What Residents Deserve
The bottom line is: the City of Minneapolis absolutely should be doing much more for affordable and deeply affordable housing – and I look forward to the Mayor’s upcoming 2026 Budget proposal that matches the scale of need.
This is not just about where credit is due, it is about showing up and supporting people in need in times of crisis. On behalf of countless people who have dedicated their lives to housing justice, I urge Mayor Frey to:
Stop claiming credit for federal, state, and County-funded work, especially related to deeply affordable housing. Name your partners and acknowledge the people, especially women and people of color, who are doing the day-to-day work toward housing justice in our communities.
Be transparent about funding tools like tax credits, TIF, and conduit bonds – and the real and cascading impacts they carry.
Match just 10% of the County’s current emergency shelter investment in the 2026 Budget. The City has not directly funded shelter operations, and instead, has spent more funds evicting encampments than funding shelters.
Stop underfunding public housing. The Mayor has the authority to levy up to 0.0185% of estimated market value for MPHA, yet the City is currently allocating just $5 million. That’s far below what’s possible, and what’s needed.

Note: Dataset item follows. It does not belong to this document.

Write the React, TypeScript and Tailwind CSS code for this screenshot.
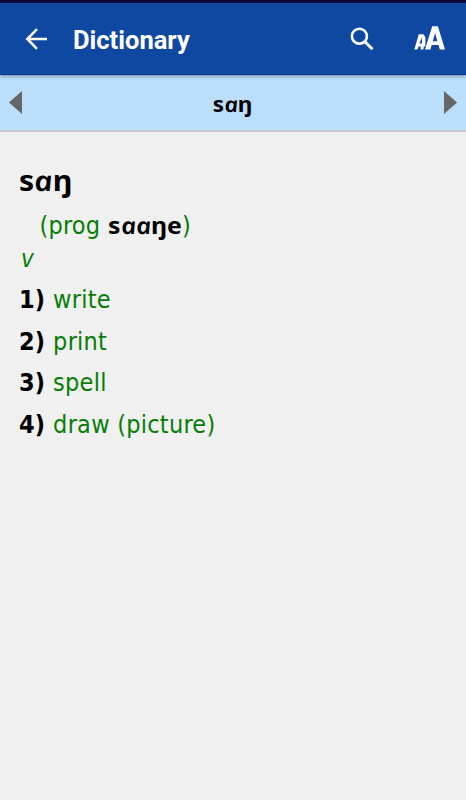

This statement is not just about data. It's about values, and the kind of leadership our communities deserve. The kind of leadership that fights for housing because it saves lives. The kind that shares credit, funds the work, and uplifts those who’ve been doing it for years without recognition. In this moment, Minneapolis needs leaders who invest in people, not platforms – and who build trust, not just a brand.